### WHAT YOU SHOULD DO
Reproduce every line in the listing that contains the word "styles".
* start SUPPLIED INFORMATION *
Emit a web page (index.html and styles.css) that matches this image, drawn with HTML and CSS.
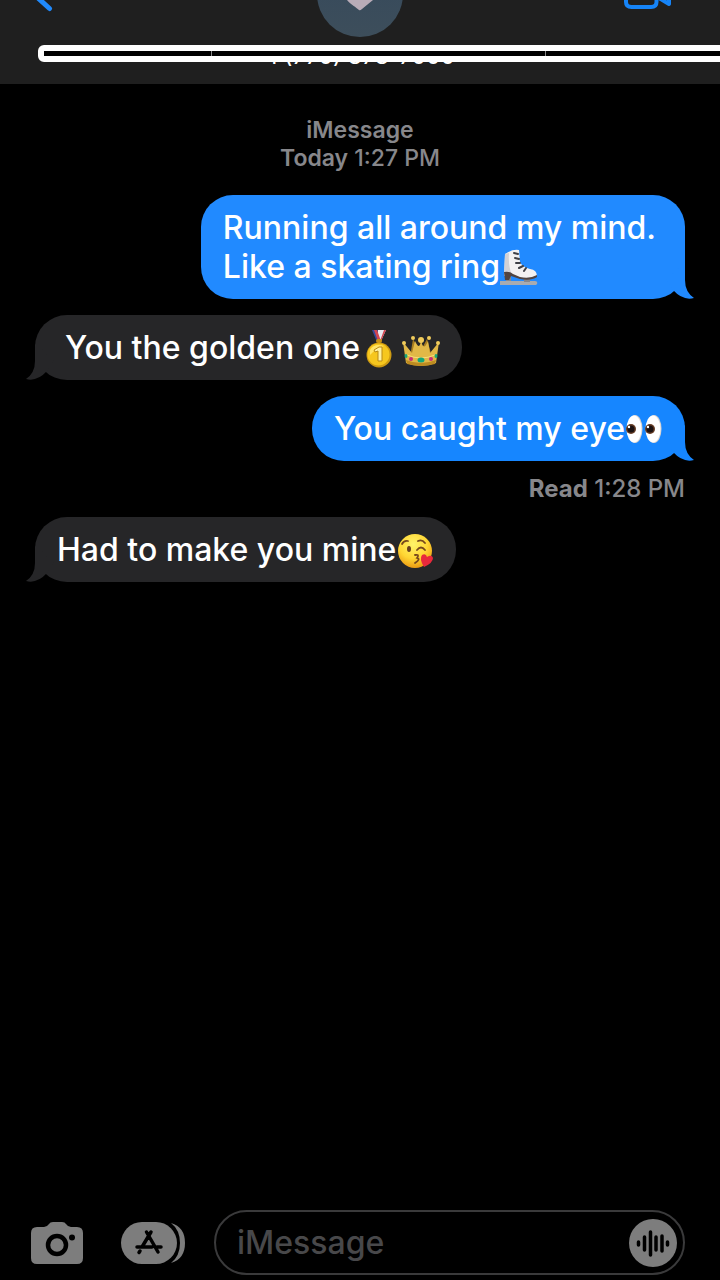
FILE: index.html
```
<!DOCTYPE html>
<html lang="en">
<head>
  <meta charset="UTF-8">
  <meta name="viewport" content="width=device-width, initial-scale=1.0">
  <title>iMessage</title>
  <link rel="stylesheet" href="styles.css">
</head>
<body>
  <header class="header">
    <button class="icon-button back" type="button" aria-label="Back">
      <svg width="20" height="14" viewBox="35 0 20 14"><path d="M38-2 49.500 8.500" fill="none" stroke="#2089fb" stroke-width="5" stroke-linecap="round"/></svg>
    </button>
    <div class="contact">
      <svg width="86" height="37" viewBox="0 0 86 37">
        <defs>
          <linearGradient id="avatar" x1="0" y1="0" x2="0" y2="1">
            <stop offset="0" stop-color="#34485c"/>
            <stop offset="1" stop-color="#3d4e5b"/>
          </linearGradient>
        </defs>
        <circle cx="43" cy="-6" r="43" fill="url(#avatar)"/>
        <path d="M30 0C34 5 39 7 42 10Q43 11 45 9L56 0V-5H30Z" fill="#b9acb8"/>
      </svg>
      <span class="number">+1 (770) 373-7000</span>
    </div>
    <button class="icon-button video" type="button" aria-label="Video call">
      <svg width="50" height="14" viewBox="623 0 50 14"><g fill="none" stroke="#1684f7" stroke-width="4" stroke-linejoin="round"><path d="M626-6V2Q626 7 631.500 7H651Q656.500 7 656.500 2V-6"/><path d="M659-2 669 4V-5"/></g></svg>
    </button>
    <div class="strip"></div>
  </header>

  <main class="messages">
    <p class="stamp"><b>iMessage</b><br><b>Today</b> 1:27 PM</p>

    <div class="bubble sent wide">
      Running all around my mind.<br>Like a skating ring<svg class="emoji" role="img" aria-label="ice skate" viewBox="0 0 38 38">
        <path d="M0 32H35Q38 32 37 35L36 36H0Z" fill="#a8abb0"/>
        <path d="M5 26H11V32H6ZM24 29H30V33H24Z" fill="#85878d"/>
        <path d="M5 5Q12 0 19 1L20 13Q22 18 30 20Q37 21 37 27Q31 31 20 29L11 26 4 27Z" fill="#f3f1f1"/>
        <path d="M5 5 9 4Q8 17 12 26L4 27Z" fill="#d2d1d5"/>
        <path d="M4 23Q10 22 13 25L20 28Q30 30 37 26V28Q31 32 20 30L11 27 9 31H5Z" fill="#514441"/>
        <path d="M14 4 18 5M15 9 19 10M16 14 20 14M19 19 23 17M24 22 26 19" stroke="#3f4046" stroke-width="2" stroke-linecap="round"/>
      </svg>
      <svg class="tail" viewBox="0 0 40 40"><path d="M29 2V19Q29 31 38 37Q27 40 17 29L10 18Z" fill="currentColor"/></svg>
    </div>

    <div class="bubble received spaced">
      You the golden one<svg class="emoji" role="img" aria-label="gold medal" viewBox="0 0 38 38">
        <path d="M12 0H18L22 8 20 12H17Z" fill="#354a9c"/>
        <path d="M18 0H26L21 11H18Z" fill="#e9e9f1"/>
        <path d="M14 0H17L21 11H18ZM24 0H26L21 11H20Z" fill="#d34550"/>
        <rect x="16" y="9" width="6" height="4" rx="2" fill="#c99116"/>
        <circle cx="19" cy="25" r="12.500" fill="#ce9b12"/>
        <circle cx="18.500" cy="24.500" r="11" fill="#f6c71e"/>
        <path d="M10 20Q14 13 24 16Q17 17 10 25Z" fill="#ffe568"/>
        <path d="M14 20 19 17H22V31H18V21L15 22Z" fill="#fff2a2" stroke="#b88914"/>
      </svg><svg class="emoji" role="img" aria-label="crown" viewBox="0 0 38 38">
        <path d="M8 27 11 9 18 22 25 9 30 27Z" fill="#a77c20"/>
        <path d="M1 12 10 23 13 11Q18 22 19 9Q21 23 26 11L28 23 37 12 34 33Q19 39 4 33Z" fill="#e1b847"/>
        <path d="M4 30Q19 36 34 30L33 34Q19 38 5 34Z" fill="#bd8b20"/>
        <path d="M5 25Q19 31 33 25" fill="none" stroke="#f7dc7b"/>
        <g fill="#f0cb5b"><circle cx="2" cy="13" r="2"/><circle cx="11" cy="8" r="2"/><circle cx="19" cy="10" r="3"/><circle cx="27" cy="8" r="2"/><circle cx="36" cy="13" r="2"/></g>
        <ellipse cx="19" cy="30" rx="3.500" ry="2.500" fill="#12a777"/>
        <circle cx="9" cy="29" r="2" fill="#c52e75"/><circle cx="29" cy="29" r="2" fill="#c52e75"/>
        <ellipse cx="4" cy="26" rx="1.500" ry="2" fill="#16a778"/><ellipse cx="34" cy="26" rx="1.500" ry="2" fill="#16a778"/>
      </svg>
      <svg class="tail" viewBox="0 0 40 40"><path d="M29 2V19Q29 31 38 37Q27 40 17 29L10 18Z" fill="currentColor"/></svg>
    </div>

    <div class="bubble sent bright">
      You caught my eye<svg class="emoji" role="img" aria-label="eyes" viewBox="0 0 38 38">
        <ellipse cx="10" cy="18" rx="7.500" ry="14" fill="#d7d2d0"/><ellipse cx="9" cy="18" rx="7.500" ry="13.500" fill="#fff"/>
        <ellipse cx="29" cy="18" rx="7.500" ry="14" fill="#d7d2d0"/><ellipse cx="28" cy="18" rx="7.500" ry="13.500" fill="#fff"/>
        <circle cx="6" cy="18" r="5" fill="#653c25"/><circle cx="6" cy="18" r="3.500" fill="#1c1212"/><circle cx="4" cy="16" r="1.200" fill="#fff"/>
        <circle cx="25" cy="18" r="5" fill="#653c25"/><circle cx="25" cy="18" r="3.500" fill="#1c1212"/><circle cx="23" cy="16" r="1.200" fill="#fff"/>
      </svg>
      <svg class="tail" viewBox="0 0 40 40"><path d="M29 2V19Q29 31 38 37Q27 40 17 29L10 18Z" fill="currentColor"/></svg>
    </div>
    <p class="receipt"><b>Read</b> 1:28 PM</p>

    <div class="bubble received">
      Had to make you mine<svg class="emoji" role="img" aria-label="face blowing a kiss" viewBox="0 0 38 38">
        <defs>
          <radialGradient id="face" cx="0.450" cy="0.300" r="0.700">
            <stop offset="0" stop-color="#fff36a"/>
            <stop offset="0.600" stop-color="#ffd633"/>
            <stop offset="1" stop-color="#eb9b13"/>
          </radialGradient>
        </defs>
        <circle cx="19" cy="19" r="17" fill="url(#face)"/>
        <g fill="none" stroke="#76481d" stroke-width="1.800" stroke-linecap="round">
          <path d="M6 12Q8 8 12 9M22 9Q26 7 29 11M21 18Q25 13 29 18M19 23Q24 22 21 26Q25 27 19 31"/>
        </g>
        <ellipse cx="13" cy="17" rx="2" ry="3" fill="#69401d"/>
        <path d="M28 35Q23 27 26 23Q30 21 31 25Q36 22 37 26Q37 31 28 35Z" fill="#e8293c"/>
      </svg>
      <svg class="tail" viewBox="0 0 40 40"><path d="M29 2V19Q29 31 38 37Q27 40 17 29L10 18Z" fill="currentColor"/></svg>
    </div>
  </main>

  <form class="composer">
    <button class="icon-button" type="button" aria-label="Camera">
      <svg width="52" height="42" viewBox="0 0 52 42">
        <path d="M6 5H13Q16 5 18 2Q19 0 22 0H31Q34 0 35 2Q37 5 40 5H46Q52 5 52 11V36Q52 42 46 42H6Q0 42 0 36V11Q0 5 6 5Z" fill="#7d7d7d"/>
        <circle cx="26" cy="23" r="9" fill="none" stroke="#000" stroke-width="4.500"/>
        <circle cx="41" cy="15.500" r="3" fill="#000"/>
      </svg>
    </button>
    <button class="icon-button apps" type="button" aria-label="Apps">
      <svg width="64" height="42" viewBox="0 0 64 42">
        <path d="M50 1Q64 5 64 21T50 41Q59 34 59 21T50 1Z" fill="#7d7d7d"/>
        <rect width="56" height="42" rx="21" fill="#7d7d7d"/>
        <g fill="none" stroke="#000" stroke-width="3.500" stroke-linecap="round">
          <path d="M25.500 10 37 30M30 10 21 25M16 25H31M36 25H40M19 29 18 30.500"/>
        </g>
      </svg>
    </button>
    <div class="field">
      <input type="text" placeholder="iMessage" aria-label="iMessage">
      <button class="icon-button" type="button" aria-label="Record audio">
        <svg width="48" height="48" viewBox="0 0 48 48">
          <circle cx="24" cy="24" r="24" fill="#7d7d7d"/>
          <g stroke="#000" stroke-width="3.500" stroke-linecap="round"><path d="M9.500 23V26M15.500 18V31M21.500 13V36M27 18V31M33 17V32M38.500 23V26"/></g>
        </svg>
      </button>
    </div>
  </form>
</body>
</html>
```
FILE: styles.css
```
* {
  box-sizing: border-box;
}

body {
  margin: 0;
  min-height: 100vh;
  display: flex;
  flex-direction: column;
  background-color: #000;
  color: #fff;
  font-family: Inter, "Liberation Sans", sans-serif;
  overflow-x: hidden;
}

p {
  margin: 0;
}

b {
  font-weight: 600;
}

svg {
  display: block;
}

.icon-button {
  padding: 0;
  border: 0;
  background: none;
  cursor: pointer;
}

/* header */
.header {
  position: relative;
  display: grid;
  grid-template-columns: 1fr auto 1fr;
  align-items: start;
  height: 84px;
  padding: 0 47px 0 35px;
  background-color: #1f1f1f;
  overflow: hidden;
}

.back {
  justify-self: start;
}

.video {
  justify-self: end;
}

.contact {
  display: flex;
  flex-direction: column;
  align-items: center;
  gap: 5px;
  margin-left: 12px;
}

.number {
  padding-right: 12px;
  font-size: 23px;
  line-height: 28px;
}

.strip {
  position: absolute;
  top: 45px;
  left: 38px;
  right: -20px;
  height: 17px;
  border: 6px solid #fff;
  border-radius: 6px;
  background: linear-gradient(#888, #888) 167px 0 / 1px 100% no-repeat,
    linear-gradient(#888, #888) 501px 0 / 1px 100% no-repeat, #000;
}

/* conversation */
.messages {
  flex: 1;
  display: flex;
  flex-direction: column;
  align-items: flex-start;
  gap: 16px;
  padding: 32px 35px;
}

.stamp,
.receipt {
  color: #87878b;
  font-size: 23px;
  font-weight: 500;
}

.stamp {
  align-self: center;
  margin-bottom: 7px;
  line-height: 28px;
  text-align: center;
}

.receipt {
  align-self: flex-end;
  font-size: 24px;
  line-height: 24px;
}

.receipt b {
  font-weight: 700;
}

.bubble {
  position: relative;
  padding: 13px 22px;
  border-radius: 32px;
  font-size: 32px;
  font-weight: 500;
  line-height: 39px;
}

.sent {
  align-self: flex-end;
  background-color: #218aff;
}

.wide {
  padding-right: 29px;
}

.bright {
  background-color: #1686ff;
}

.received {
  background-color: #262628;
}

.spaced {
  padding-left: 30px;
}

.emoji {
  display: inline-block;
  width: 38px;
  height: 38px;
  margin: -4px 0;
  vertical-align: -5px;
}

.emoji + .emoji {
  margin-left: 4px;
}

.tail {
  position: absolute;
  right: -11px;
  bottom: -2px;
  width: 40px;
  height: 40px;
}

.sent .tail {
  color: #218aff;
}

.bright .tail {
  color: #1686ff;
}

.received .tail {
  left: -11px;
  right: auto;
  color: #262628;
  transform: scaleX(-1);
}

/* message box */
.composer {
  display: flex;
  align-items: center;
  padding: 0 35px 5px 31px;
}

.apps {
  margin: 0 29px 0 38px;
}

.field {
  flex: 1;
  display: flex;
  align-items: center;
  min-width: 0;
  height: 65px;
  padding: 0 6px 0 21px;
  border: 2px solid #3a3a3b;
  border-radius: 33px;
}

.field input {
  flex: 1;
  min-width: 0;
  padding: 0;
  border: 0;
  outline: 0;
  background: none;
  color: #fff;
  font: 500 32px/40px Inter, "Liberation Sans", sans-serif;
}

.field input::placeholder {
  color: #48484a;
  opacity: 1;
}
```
* end SUPPLIED INFORMATION *
### ANSWER TO THIS EXERCISE
Emit a web page (index.html and styles.css) that matches this image, drawn with HTML and CSS.
  <link rel="stylesheet" href="styles.css">
FILE: styles.css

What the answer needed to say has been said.